Well, apparently my IBS all started out recently with a few bugs from a certain eating place, which decided that it was time to end my fun-loving,all types of food eating life...needless to say, after three scopes and lots of expensive medicine, my doctor now concludes that i have IBS - PI. The more and more that i read up about this, the more scarier it seems to get and the more i worry. Yes, i have food intolerances, which i dearly avoid but do i really have to do this for the rest of my life!!!??? it is so embarrasing having to live with this condition. i think i am going to have to change jobs just to see if it the stress that is aggravating it What is so upsetting is, i really LOVE my job and all those who work with me - but my ibs is slowly but surely destroying all that i have worked for so far.

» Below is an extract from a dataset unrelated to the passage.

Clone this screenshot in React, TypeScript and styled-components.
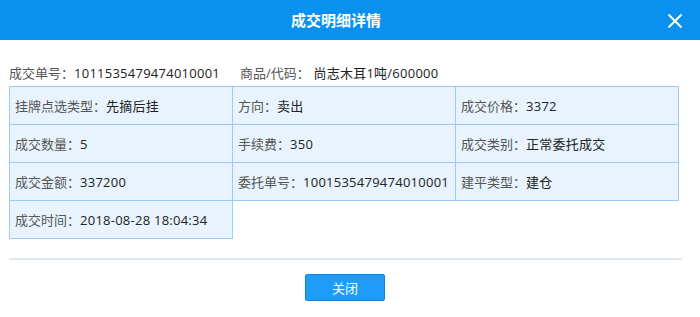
import React from "react";
import styled, { createGlobalStyle } from "styled-components";

const Global = createGlobalStyle`
  html, body { margin: 0; padding: 0; background: #fff; }
  body { font-family: "Open Sans", "Noto Sans CJK SC", "Microsoft YaHei", sans-serif; }
`;

const Dialog = styled.div`
  width: 700px;
  height: 317px;
  background: #fff;
  display: flex;
  flex-direction: column;
`;

const Header = styled.div`
  height: 40px;
  background: #0a91ef;
  display: flex;
  align-items: center;
  position: relative;
`;

const Title = styled.div`
  flex: 1;
  text-align: center;
  padding-right: 28px;
  color: #fff;
  font-family: "Noto Sans CJK SC", sans-serif;
  font-size: 15px;
  font-weight: bold;
  line-height: 40px;
`;

const Close = styled.button`
  position: absolute;
  right: 17px;
  top: 13px;
  width: 16px;
  height: 16px;
  padding: 0;
  border: 0;
  background: transparent;
  display: flex;
  cursor: pointer;
`;

const Body = styled.div`
  padding: 24px 9px 0 9px;
`;

const InfoLine = styled.div`
  display: flex;
  gap: 20px;
  font-size: 13px;
  line-height: 18px;
  height: 18px;
  margin-bottom: 4px;
`;

const Label = styled.span`
  color: #555;
`;

const Value = styled.span`
  color: #222;
  letter-spacing: 0.25px;
`;

const Grid = styled.div`
  display: grid;
  grid-template-columns: repeat(3, 223px);
  grid-auto-rows: 38px;
  width: 670px;
`;

const Cell = styled.div<{ $empty?: boolean }>`
  background: ${(p) => (p.$empty ? "transparent" : "#e8f3fd")};
  border: ${(p) => (p.$empty ? "0" : "1px solid #9ccbf5")};
  margin: 0 -1px -1px 0;
  display: flex;
  align-items: center;
  padding-left: 5px;
  font-size: 13px;
  white-space: nowrap;
`;

const Divider = styled.div`
  margin: 20px 18px 0 9px;
  height: 2px;
  background: #e0e8ef;
`;

const Footer = styled.div`
  display: flex;
  justify-content: center;
  padding: 14px 10px 0 0;
`;

const Button = styled.button`
  width: 80px;
  height: 27px;
  background: #1f9cf7;
  border: 1px solid #1286df;
  border-radius: 2px;
  color: #fff;
  font-family: "Noto Sans CJK SC", sans-serif;
  font-size: 13px;
  padding: 0;
  cursor: pointer;
`;

const cells: ([string, string] | null)[] = [
  ["挂牌点选类型：", "先摘后挂"],
  ["方向：", "卖出"],
  ["成交价格：", "3372"],
  ["成交数量：", "5"],
  ["手续费：", "350"],
  ["成交类别：", "正常委托成交"],
  ["成交金额：", "337200"],
  ["委托单号：", "1001535479474010001"],
  ["建平类型：", "建仓"],
  ["成交时间：", "2018-08-28 18:04:34"],
  null,
  null,
];

export default function App() {
  return (
    <Dialog>
      <Global />
      <Header>
        <Title>成交明细详情</Title>
        <Close aria-label="关闭">
          <svg width="16" height="16" viewBox="0 0 16 16">
            <path d="M1.5 1.5 L14.5 14.5 M14.5 1.5 L1.5 14.5" stroke="#fff" strokeWidth="2" fill="none" />
          </svg>
        </Close>
      </Header>
      <Body>
        <InfoLine>
          <span>
            <Label>成交单号：</Label>
            <Value>1011535479474010001</Value>
          </span>
          <span>
            <Label>商品/代码：</Label>
            <Value> 尚志木耳1吨/600000</Value>
          </span>
        </InfoLine>
        <Grid>
          {cells.map((c, i) =>
            c ? (
              <Cell key={i}>
                <Label>{c[0]}</Label>
                <Value>{c[1]}</Value>
              </Cell>
            ) : (
              <Cell key={i} $empty />
            )
          )}
        </Grid>
      </Body>
      <Divider />
      <Footer>
        <Button>关闭</Button>
      </Footer>
    </Dialog>
  );
}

I find that my symptoms are so much more severe when i am on my way or at work (its where i had my first "attack" - if you know what i mean...) - and now as a result i am constantly worrying if i am going to make it in time...i really honestly do think that it is the worrying that is causing all the severe issues that i am having because changing my diet has sort of worked and the herbal stuff (Iberogast) seems to be working. but it is those days when I think I am getting better that "it" attacks and i go back to square one (both mentally and intestinally). and its all thanks to a few bugs in a carelessly prepared/stored meal...shot for ruining all that i have worked for.


----------